═════ DATA FOR THIS EXERCISE ═════

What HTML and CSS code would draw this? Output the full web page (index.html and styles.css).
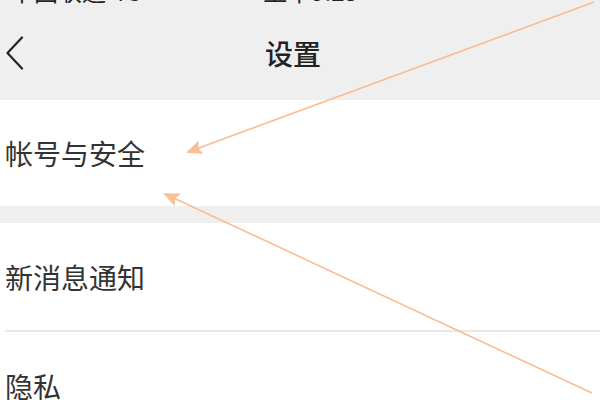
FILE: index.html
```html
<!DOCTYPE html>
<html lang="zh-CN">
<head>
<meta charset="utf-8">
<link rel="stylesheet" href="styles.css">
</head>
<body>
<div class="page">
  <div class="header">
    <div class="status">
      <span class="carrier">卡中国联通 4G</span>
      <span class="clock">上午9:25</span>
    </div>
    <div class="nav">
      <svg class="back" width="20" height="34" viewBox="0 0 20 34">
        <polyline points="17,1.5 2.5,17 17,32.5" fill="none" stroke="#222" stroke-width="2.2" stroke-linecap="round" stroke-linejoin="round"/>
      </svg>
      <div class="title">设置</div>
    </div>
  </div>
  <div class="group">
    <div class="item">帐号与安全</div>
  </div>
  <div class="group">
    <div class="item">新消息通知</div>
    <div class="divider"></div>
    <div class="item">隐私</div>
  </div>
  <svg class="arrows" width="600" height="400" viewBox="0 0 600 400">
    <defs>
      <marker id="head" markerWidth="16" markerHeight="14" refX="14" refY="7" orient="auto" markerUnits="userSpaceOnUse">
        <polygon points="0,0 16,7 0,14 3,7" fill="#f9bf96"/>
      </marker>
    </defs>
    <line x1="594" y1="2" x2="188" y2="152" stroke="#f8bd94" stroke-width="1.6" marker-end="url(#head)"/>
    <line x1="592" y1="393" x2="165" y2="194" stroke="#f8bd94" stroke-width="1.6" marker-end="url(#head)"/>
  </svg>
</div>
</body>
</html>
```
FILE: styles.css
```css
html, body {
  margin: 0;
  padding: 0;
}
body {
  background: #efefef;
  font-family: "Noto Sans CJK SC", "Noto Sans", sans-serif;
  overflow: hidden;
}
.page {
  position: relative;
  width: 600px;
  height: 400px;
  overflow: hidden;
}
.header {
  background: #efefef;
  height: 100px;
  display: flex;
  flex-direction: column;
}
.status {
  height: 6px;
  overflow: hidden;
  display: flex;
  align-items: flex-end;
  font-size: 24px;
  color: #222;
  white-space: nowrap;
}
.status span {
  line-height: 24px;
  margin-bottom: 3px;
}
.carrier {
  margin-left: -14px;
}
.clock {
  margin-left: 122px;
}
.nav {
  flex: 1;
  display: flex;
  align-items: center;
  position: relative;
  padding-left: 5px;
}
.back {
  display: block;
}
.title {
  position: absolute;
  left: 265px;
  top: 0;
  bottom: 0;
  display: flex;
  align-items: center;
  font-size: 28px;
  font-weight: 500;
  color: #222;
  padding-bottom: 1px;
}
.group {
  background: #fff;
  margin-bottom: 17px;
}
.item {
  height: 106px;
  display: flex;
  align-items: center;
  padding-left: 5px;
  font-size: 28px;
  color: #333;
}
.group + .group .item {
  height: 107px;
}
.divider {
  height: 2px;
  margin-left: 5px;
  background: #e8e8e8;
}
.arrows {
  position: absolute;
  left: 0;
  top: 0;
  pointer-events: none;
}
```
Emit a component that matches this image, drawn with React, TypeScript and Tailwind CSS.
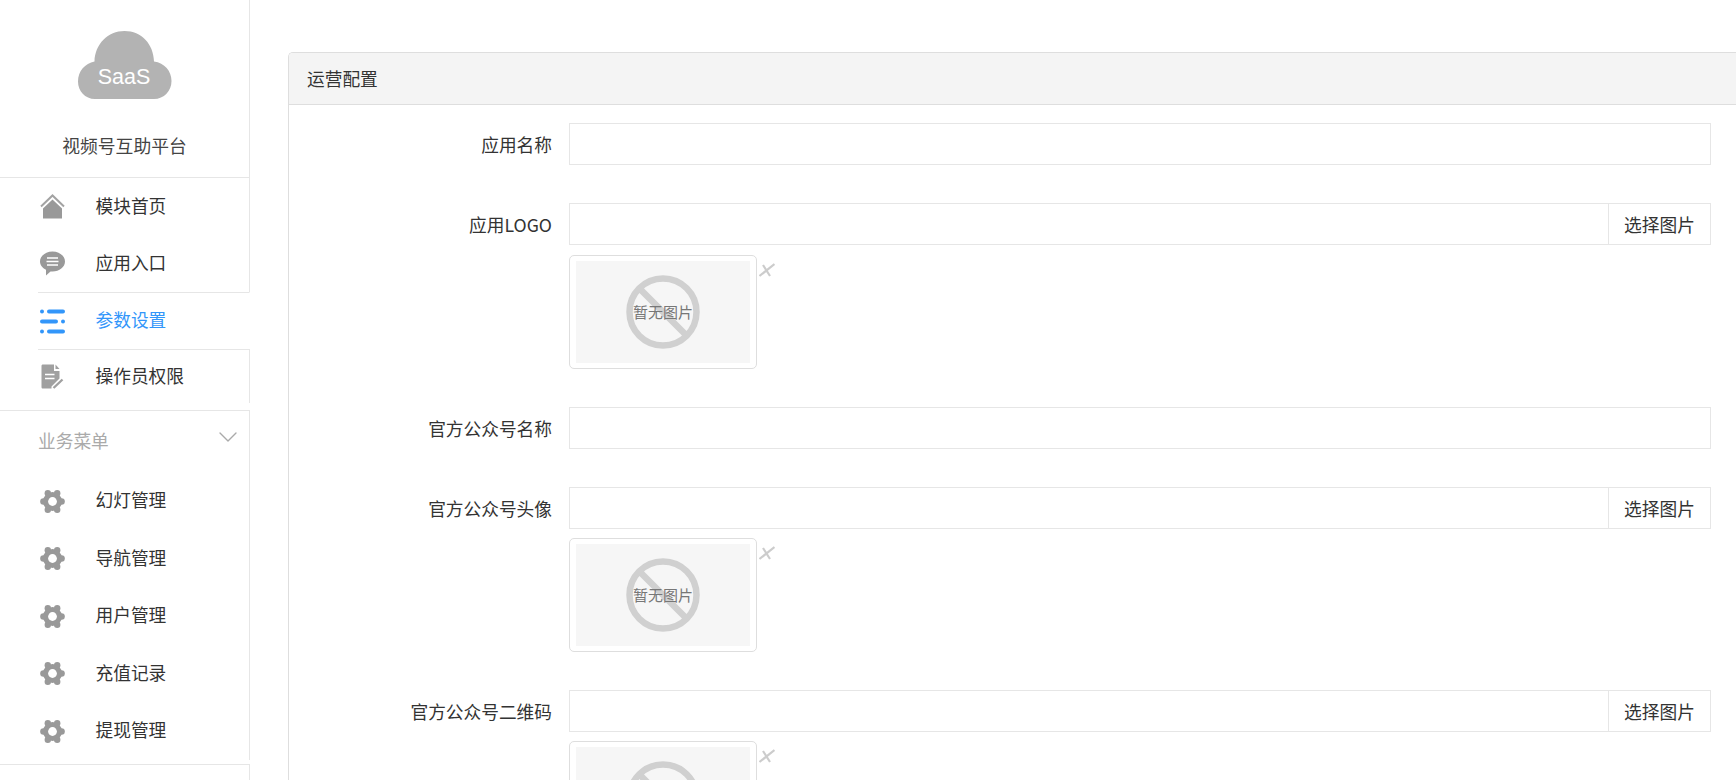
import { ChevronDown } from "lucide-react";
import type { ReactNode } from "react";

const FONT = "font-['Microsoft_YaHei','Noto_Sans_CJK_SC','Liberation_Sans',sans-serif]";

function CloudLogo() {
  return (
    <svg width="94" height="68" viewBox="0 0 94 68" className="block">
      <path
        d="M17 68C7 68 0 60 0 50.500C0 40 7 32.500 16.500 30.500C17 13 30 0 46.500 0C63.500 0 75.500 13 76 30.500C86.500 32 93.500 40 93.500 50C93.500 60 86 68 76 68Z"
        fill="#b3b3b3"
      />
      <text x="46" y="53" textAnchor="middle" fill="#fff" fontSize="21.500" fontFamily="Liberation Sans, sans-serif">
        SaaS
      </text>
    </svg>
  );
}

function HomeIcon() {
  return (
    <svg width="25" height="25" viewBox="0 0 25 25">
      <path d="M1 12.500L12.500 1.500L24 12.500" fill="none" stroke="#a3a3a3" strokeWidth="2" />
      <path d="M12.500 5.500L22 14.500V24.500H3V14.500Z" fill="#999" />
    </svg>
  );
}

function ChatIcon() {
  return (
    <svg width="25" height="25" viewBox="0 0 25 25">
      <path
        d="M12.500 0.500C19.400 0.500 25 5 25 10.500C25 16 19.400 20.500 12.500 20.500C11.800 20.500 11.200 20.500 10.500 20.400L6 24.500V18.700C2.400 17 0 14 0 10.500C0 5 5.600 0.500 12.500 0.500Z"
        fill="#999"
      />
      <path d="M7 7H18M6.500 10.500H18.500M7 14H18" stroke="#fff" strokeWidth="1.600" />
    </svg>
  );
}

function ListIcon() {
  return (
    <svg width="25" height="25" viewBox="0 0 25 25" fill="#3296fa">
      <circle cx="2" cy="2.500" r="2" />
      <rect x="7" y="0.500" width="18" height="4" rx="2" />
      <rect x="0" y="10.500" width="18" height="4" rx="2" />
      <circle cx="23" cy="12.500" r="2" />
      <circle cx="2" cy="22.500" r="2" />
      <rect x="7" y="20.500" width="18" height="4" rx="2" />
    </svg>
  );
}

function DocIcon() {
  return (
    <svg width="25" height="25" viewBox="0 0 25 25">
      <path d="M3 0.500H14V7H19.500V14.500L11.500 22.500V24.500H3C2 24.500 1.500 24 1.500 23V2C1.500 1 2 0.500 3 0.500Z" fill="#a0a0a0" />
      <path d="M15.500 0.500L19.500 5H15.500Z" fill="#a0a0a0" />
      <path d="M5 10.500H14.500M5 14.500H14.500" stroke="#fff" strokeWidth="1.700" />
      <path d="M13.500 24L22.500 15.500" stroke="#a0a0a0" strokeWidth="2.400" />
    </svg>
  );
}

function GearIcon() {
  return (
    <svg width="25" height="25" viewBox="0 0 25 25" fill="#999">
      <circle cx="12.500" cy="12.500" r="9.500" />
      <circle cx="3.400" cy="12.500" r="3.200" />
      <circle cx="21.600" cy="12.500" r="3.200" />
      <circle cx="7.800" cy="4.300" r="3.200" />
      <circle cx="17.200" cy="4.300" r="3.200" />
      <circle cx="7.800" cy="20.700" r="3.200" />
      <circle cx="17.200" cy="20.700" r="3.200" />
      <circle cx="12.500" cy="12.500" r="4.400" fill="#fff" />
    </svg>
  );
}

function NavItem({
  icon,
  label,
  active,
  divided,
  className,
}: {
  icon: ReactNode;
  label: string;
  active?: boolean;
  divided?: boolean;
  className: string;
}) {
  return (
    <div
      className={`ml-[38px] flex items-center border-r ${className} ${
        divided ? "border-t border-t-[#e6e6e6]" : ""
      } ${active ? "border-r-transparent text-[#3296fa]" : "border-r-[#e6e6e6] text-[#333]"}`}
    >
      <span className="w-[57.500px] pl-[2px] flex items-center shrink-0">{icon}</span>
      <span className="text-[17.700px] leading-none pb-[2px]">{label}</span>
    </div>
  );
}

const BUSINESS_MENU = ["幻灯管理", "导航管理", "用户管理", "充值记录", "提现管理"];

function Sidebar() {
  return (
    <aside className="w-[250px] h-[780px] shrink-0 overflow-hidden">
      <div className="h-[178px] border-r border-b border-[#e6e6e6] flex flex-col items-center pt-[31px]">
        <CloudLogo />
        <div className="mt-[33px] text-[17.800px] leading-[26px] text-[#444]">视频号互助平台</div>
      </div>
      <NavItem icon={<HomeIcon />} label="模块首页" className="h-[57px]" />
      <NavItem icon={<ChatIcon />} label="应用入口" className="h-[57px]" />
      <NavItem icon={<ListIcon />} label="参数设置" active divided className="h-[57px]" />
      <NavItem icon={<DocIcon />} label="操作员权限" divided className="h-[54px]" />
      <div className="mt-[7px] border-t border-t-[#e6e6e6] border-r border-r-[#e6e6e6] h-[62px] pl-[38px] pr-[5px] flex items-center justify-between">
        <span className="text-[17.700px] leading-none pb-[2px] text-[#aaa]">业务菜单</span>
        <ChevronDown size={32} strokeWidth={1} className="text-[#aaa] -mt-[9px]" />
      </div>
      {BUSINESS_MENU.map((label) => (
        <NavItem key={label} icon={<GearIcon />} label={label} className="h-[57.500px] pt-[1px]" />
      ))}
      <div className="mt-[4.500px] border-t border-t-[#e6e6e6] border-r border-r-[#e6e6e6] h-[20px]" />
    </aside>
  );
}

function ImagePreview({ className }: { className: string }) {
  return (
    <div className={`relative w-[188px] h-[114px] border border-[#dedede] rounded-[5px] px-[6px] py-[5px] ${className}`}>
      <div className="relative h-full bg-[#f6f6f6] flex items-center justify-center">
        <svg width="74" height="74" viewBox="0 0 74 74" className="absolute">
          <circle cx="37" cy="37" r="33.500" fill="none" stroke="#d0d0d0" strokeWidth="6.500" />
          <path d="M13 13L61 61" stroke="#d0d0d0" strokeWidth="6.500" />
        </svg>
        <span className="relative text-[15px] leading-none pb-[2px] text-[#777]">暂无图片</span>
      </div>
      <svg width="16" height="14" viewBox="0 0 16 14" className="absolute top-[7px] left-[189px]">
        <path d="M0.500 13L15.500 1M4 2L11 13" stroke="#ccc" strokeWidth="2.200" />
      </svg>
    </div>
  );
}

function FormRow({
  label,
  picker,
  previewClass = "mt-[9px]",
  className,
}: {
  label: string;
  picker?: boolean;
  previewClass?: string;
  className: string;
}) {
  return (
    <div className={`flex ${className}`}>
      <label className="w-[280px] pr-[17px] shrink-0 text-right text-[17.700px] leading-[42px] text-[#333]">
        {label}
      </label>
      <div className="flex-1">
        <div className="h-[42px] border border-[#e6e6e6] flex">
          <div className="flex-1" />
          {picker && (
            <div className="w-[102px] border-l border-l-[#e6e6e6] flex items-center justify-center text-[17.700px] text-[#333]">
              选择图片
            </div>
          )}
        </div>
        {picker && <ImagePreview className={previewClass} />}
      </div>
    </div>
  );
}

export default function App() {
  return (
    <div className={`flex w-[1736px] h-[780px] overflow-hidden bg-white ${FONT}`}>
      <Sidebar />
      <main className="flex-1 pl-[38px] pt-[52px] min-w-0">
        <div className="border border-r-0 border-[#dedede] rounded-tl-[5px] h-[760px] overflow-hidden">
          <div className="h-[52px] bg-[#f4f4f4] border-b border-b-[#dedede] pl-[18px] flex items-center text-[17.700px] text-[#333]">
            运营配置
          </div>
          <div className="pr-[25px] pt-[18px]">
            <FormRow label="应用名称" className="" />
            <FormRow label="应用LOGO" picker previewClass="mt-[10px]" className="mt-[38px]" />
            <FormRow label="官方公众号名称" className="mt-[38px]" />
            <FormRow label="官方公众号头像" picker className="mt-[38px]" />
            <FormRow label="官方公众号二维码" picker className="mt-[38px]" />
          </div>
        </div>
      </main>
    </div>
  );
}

═════

From the records above, how many lines include the word "styles"? Only the number is wanted.

* **TASK SOLUTION**:
3